- The problem
Transcribe the material verbatim in full; the pictures do not belong in the copy.

- Data lines
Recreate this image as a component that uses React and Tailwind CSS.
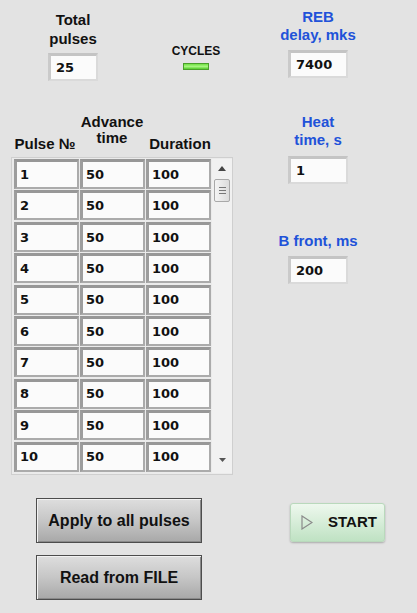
import React from 'react';

const rows = Array.from({ length: 10 }, (_, i) => ({ n: i + 1, adv: 50, dur: 100 }));

const label = "font-['Liberation_Sans',Arial,sans-serif] font-bold";
const num = "font-['DejaVu_Sans',Verdana,sans-serif] font-bold text-[13px] text-[#111]";

const NumBox = ({ value, w = 'w-[50px]' }) => (
  <div className={`${w} h-[28px] border-t-[3px] border-l-[3px] border-r-2 border-b-2 border-t-[#c4c4c4] border-l-[#cacaca] border-r-[#dadada] border-b-[#dadada] bg-[#fbfbfb] flex items-center pl-[5px] ${num}`}>
    {value}
  </div>
);

const Cell = ({ value }) => (
  <div className={`w-[65px] h-[30px] border-t-[3px] border-l-[3px] border-r-2 border-b-2 border-t-[#979797] border-l-[#9d9d9d] border-r-[#ababab] border-b-[#ababab] bg-[#fbfbfb] flex items-center pl-[3px] ${num}`}>
    {value}
  </div>
);

const GrayButton = ({ children }) => (
  <button className={`w-[166px] h-[45px] border border-[#4d4d4d] bg-gradient-to-b from-[#dedede] via-[#c6c6c6] to-[#a8a8a8] shadow-[inset_1px_1px_0_#f2f2f2,inset_-1px_-1px_0_#8a8a8a] text-[16px] text-[#111] ${label}`}>
    {children}
  </button>
);

export default function App() {
  return (
    <div className="w-[417px] h-[613px] bg-[#e3e3e3] flex overflow-hidden">
      {/* left side */}
      <div className="w-[240px] flex flex-col">
        <div className="flex mt-[10px]">
          <div className="ml-[43px] w-[60px] flex flex-col items-center">
            <div className={`text-[15px] leading-[19px] text-[#111] text-center ${label}`}>
              Total<br />pulses
            </div>
            <div className="mt-[5px]">
              <NumBox value="25" />
            </div>
          </div>
          <div className="ml-[69px] w-[48px] mt-[34px] flex flex-col items-center">
            <div className={`text-[12px] leading-[14px] text-[#111] ${label}`}>CYCLES</div>
            <div className="mt-[5px] w-[26px] h-[7px] border border-[#4a9e2a] bg-gradient-to-b from-[#6fe040] via-[#a6f57e] to-[#4fcc22]" />
          </div>
        </div>

        {/* table header */}
        <div className={`flex h-[38px] mt-[33px] ml-[12px] text-[15px] leading-[16px] text-[#111] ${label}`}>
          <div className="w-[66px] self-end text-center">Pulse №</div>
          <div className="w-[68px] self-start text-center">
            Advance<br />time
          </div>
          <div className="w-[68px] self-end text-center">Duration</div>
        </div>

        {/* table */}
        <div className="mt-[5px] ml-[11px] w-[222px] h-[318px] border border-[#cfcfcf] bg-[#ebebeb] flex pl-[2px] pt-[1px]">
          <div className="flex flex-col gap-[1.4px]">
            {rows.map((r) => (
              <div key={r.n} className="flex gap-[1px]">
                <Cell value={r.n} />
                <Cell value={r.adv} />
                <Cell value={r.dur} />
              </div>
            ))}
          </div>
          <div className="ml-[1px] w-[20px] h-[314px] bg-[#f1f1f1] flex flex-col items-center">
            <svg width="8" height="5" viewBox="0 0 8 5" className="mt-[7px]">
              <polygon points="4,0 8,5 0,5" fill="#444" />
            </svg>
            <div className="mt-[8px] w-[16px] h-[23px] border border-[#a9a9a9] rounded-[2px] bg-gradient-to-r from-[#f4f4f4] to-[#dcdcdc] flex flex-col items-center justify-center gap-[2px]">
              <div className="w-[7px] h-px bg-[#777]" />
              <div className="w-[7px] h-px bg-[#777]" />
              <div className="w-[7px] h-px bg-[#777]" />
            </div>
            <div className="flex-1" />
            <svg width="7" height="4" viewBox="0 0 7 4" className="mb-[11px]">
              <polygon points="0,0 7,0 3.5,4" fill="#555" />
            </svg>
          </div>
        </div>

        <div className="ml-[36px] mt-[23px] flex flex-col gap-[12px]">
          <GrayButton>Apply to all pulses</GrayButton>
          <GrayButton>Read from FILE</GrayButton>
        </div>
      </div>

      {/* right side */}
      <div className="ml-[18px] w-[120px] flex flex-col items-center">
        <div className={`mt-[8px] text-[15px] leading-[18px] text-[#2152d9] text-center whitespace-nowrap ${label}`}>
          REB<br />delay, mks
        </div>
        <div className="mt-[6px]">
          <NumBox value="7400" w="w-[60px]" />
        </div>

        <div className={`mt-[35px] text-[15px] leading-[18px] text-[#2152d9] text-center whitespace-nowrap ${label}`}>
          Heat<br />time, s
        </div>
        <div className="mt-[7px]">
          <NumBox value="1" w="w-[60px]" />
        </div>

        <div className={`mt-[48px] text-[15px] leading-[18px] text-[#2152d9] text-center whitespace-nowrap ${label}`}>
          B front, ms
        </div>
        <div className="mt-[6px]">
          <NumBox value="200" w="w-[60px]" />
        </div>

        <button className={`self-start ml-[32px] mt-[219px] w-[95px] h-[39px] rounded-[3px] border border-[#b9d9bc] bg-gradient-to-b from-[#eef8ee] to-[#bfe2c3] shadow-[0_1px_2px_rgba(0,0,0,0.25)] flex items-center pl-[10px] text-[15px] text-[#111] ${label}`}>
          <svg width="12" height="15" viewBox="0 0 12 15">
            <polygon points="1,1 11,7.5 1,14" fill="none" stroke="#8a8a8a" strokeWidth="1.2" />
          </svg>
          <span className="ml-[15px]">START</span>
        </button>
      </div>
    </div>
  );
}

- Result of the exercise
Recreate this image as a component that uses React and Tailwind CSS.
import React from 'react';

const rows = Array.from({ length: 10 }, (_, i) => ({ n: i + 1, adv: 50, dur: 100 }));

const label = "font-['Liberation_Sans',Arial,sans-serif] font-bold";
const num = "font-['DejaVu_Sans',Verdana,sans-serif] font-bold text-[13px] text-[#111]";

const NumBox = ({ value, w = 'w-[50px]' }) => (
  <div className={`${w} h-[28px] border-t-[3px] border-l-[3px] border-r-2 border-b-2 border-t-[#c4c4c4] border-l-[#cacaca] border-r-[#dadada] border-b-[#dadada] bg-[#fbfbfb] flex items-center pl-[5px] ${num}`}>
    {value}
  </div>
);

const Cell = ({ value }) => (
  <div className={`w-[65px] h-[30px] border-t-[3px] border-l-[3px] border-r-2 border-b-2 border-t-[#979797] border-l-[#9d9d9d] border-r-[#ababab] border-b-[#ababab] bg-[#fbfbfb] flex items-center pl-[3px] ${num}`}>
    {value}
  </div>
);

const GrayButton = ({ children }) => (
  <button className={`w-[166px] h-[45px] border border-[#4d4d4d] bg-gradient-to-b from-[#dedede] via-[#c6c6c6] to-[#a8a8a8] shadow-[inset_1px_1px_0_#f2f2f2,inset_-1px_-1px_0_#8a8a8a] text-[16px] text-[#111] ${label}`}>
    {children}
  </button>
);

export default function App() {
  return (
    <div className="w-[417px] h-[613px] bg-[#e3e3e3] flex overflow-hidden">
      {/* left side */}
      <div className="w-[240px] flex flex-col">
        <div className="flex mt-[10px]">
          <div className="ml-[43px] w-[60px] flex flex-col items-center">
            <div className={`text-[15px] leading-[19px] text-[#111] text-center ${label}`}>
              Total<br />pulses
            </div>
            <div className="mt-[5px]">
              <NumBox value="25" />
            </div>
          </div>
          <div className="ml-[69px] w-[48px] mt-[34px] flex flex-col items-center">
            <div className={`text-[12px] leading-[14px] text-[#111] ${label}`}>CYCLES</div>
            <div className="mt-[5px] w-[26px] h-[7px] border border-[#4a9e2a] bg-gradient-to-b from-[#6fe040] via-[#a6f57e] to-[#4fcc22]" />
          </div>
        </div>

        {/* table header */}
        <div className={`flex h-[38px] mt-[33px] ml-[12px] text-[15px] leading-[16px] text-[#111] ${label}`}>
          <div className="w-[66px] self-end text-center">Pulse №</div>
          <div className="w-[68px] self-start text-center">
            Advance<br />time
          </div>
          <div className="w-[68px] self-end text-center">Duration</div>
        </div>

        {/* table */}
        <div className="mt-[5px] ml-[11px] w-[222px] h-[318px] border border-[#cfcfcf] bg-[#ebebeb] flex pl-[2px] pt-[1px]">
          <div className="flex flex-col gap-[1.4px]">
            {rows.map((r) => (
              <div key={r.n} className="flex gap-[1px]">
                <Cell value={r.n} />
                <Cell value={r.adv} />
                <Cell value={r.dur} />
              </div>
            ))}
          </div>
          <div className="ml-[1px] w-[20px] h-[314px] bg-[#f1f1f1] flex flex-col items-center">
            <svg width="8" height="5" viewBox="0 0 8 5" className="mt-[7px]">
              <polygon points="4,0 8,5 0,5" fill="#444" />
            </svg>
            <div className="mt-[8px] w-[16px] h-[23px] border border-[#a9a9a9] rounded-[2px] bg-gradient-to-r from-[#f4f4f4] to-[#dcdcdc] flex flex-col items-center justify-center gap-[2px]">
              <div className="w-[7px] h-px bg-[#777]" />
              <div className="w-[7px] h-px bg-[#777]" />
              <div className="w-[7px] h-px bg-[#777]" />
            </div>
            <div className="flex-1" />
            <svg width="7" height="4" viewBox="0 0 7 4" className="mb-[11px]">
              <polygon points="0,0 7,0 3.5,4" fill="#555" />
            </svg>
          </div>
        </div>

        <div className="ml-[36px] mt-[23px] flex flex-col gap-[12px]">
          <GrayButton>Apply to all pulses</GrayButton>
          <GrayButton>Read from FILE</GrayButton>
        </div>
      </div>

      {/* right side */}
      <div className="ml-[18px] w-[120px] flex flex-col items-center">
        <div className={`mt-[8px] text-[15px] leading-[18px] text-[#2152d9] text-center whitespace-nowrap ${label}`}>
          REB<br />delay, mks
        </div>
        <div className="mt-[6px]">
          <NumBox value="7400" w="w-[60px]" />
        </div>

        <div className={`mt-[35px] text-[15px] leading-[18px] text-[#2152d9] text-center whitespace-nowrap ${label}`}>
          Heat<br />time, s
        </div>
        <div className="mt-[7px]">
          <NumBox value="1" w="w-[60px]" />
        </div>

        <div className={`mt-[48px] text-[15px] leading-[18px] text-[#2152d9] text-center whitespace-nowrap ${label}`}>
          B front, ms
        </div>
        <div className="mt-[6px]">
          <NumBox value="200" w="w-[60px]" />
        </div>

        <button className={`self-start ml-[32px] mt-[219px] w-[95px] h-[39px] rounded-[3px] border border-[#b9d9bc] bg-gradient-to-b from-[#eef8ee] to-[#bfe2c3] shadow-[0_1px_2px_rgba(0,0,0,0.25)] flex items-center pl-[10px] text-[15px] text-[#111] ${label}`}>
          <svg width="12" height="15" viewBox="0 0 12 15">
            <polygon points="1,1 11,7.5 1,14" fill="none" stroke="#8a8a8a" strokeWidth="1.2" />
          </svg>
          <span className="ml-[15px]">START</span>
        </button>
      </div>
    </div>
  );
}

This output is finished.